BRIEF
Without the pictures, return all of the material exactly as written.

## START

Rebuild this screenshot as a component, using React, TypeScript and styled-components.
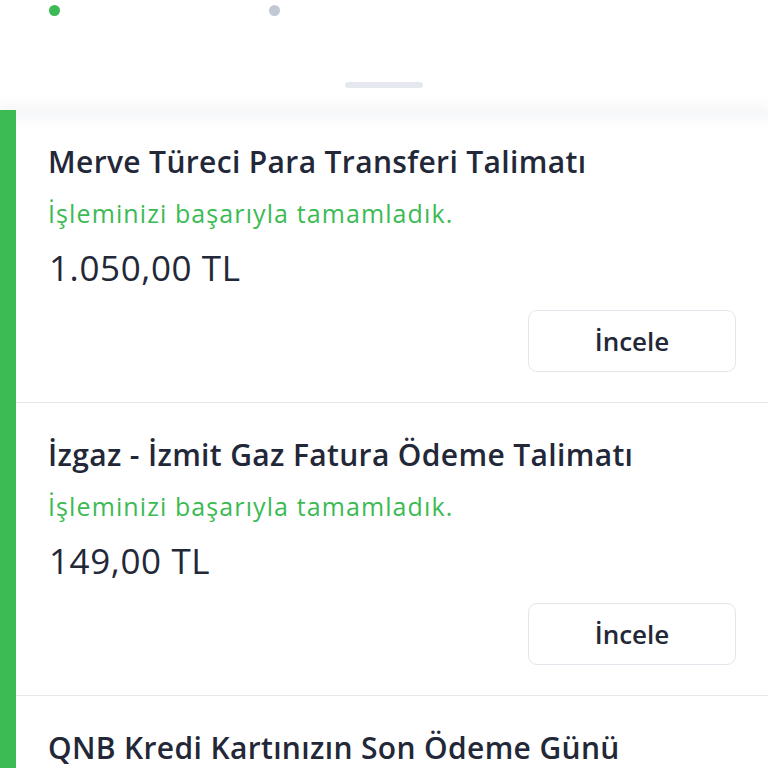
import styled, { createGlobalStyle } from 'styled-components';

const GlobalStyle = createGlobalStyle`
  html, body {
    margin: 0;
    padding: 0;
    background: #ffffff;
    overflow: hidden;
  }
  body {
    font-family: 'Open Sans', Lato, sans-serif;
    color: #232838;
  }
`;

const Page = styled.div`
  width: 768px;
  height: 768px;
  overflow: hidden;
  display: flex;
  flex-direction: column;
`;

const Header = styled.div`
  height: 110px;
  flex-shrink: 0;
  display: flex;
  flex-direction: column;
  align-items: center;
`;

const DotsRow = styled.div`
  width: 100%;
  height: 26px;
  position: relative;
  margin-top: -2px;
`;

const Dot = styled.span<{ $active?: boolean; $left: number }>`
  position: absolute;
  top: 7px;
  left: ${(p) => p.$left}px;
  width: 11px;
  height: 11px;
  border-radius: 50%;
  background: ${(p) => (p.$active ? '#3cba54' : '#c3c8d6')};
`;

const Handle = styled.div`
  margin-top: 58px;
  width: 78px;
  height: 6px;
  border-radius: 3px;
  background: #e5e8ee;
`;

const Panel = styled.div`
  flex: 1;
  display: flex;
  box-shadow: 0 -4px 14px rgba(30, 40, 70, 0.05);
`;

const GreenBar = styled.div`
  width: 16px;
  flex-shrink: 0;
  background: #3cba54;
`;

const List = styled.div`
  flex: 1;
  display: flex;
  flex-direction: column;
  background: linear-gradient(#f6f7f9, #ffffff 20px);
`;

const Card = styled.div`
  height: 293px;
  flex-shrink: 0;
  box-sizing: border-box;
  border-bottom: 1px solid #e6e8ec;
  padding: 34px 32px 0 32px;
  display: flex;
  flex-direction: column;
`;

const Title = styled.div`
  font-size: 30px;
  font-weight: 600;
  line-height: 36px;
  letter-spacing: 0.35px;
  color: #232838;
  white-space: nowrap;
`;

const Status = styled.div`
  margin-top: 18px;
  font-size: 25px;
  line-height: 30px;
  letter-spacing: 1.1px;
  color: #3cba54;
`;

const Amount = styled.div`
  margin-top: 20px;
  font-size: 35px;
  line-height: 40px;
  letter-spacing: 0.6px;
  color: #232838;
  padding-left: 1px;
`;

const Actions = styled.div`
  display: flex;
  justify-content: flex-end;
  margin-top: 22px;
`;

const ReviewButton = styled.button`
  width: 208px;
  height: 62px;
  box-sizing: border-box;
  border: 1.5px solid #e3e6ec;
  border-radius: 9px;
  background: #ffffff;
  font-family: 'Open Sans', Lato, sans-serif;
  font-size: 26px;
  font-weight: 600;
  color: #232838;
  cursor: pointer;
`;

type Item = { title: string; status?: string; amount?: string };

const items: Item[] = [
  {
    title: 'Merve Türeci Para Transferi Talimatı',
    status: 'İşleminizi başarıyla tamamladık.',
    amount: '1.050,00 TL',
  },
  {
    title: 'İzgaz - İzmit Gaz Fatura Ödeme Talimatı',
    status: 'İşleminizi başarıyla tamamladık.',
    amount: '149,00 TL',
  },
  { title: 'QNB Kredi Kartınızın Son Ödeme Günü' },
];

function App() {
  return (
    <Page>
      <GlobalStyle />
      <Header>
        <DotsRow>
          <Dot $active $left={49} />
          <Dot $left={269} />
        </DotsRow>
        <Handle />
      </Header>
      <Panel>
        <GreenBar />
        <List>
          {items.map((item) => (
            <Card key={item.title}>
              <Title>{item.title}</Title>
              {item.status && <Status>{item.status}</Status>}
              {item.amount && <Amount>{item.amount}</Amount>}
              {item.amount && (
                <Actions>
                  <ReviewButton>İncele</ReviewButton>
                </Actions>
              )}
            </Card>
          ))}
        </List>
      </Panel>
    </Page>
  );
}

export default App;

## END

ANSWER
Rebuild this screenshot as a component, using React, TypeScript and styled-components.
import styled, { createGlobalStyle } from 'styled-components';

const GlobalStyle = createGlobalStyle`
  html, body {
    margin: 0;
    padding: 0;
    background: #ffffff;
    overflow: hidden;
  }
  body {
    font-family: 'Open Sans', Lato, sans-serif;
    color: #232838;
  }
`;

const Page = styled.div`
  width: 768px;
  height: 768px;
  overflow: hidden;
  display: flex;
  flex-direction: column;
`;

const Header = styled.div`
  height: 110px;
  flex-shrink: 0;
  display: flex;
  flex-direction: column;
  align-items: center;
`;

const DotsRow = styled.div`
  width: 100%;
  height: 26px;
  position: relative;
  margin-top: -2px;
`;

const Dot = styled.span<{ $active?: boolean; $left: number }>`
  position: absolute;
  top: 7px;
  left: ${(p) => p.$left}px;
  width: 11px;
  height: 11px;
  border-radius: 50%;
  background: ${(p) => (p.$active ? '#3cba54' : '#c3c8d6')};
`;

const Handle = styled.div`
  margin-top: 58px;
  width: 78px;
  height: 6px;
  border-radius: 3px;
  background: #e5e8ee;
`;

const Panel = styled.div`
  flex: 1;
  display: flex;
  box-shadow: 0 -4px 14px rgba(30, 40, 70, 0.05);
`;

const GreenBar = styled.div`
  width: 16px;
  flex-shrink: 0;
  background: #3cba54;
`;

const List = styled.div`
  flex: 1;
  display: flex;
  flex-direction: column;
  background: linear-gradient(#f6f7f9, #ffffff 20px);
`;

const Card = styled.div`
  height: 293px;
  flex-shrink: 0;
  box-sizing: border-box;
  border-bottom: 1px solid #e6e8ec;
  padding: 34px 32px 0 32px;
  display: flex;
  flex-direction: column;
`;

const Title = styled.div`
  font-size: 30px;
  font-weight: 600;
  line-height: 36px;
  letter-spacing: 0.35px;
  color: #232838;
  white-space: nowrap;
`;

const Status = styled.div`
  margin-top: 18px;
  font-size: 25px;
  line-height: 30px;
  letter-spacing: 1.1px;
  color: #3cba54;
`;

const Amount = styled.div`
  margin-top: 20px;
  font-size: 35px;
  line-height: 40px;
  letter-spacing: 0.6px;
  color: #232838;
  padding-left: 1px;
`;

const Actions = styled.div`
  display: flex;
  justify-content: flex-end;
  margin-top: 22px;
`;

const ReviewButton = styled.button`
  width: 208px;
  height: 62px;
  box-sizing: border-box;
  border: 1.5px solid #e3e6ec;
  border-radius: 9px;
  background: #ffffff;
  font-family: 'Open Sans', Lato, sans-serif;
  font-size: 26px;
  font-weight: 600;
  color: #232838;
  cursor: pointer;
`;

type Item = { title: string; status?: string; amount?: string };

const items: Item[] = [
  {
    title: 'Merve Türeci Para Transferi Talimatı',
    status: 'İşleminizi başarıyla tamamladık.',
    amount: '1.050,00 TL',
  },
  {
    title: 'İzgaz - İzmit Gaz Fatura Ödeme Talimatı',
    status: 'İşleminizi başarıyla tamamladık.',
    amount: '149,00 TL',
  },
  { title: 'QNB Kredi Kartınızın Son Ödeme Günü' },
];

function App() {
  return (
    <Page>
      <GlobalStyle />
      <Header>
        <DotsRow>
          <Dot $active $left={49} />
          <Dot $left={269} />
        </DotsRow>
        <Handle />
      </Header>
      <Panel>
        <GreenBar />
        <List>
          {items.map((item) => (
            <Card key={item.title}>
              <Title>{item.title}</Title>
              {item.status && <Status>{item.status}</Status>}
              {item.amount && <Amount>{item.amount}</Amount>}
              {item.amount && (
                <Actions>
                  <ReviewButton>İncele</ReviewButton>
                </Actions>
              )}
            </Card>
          ))}
        </List>
      </Panel>
    </Page>
  );
}

export default App;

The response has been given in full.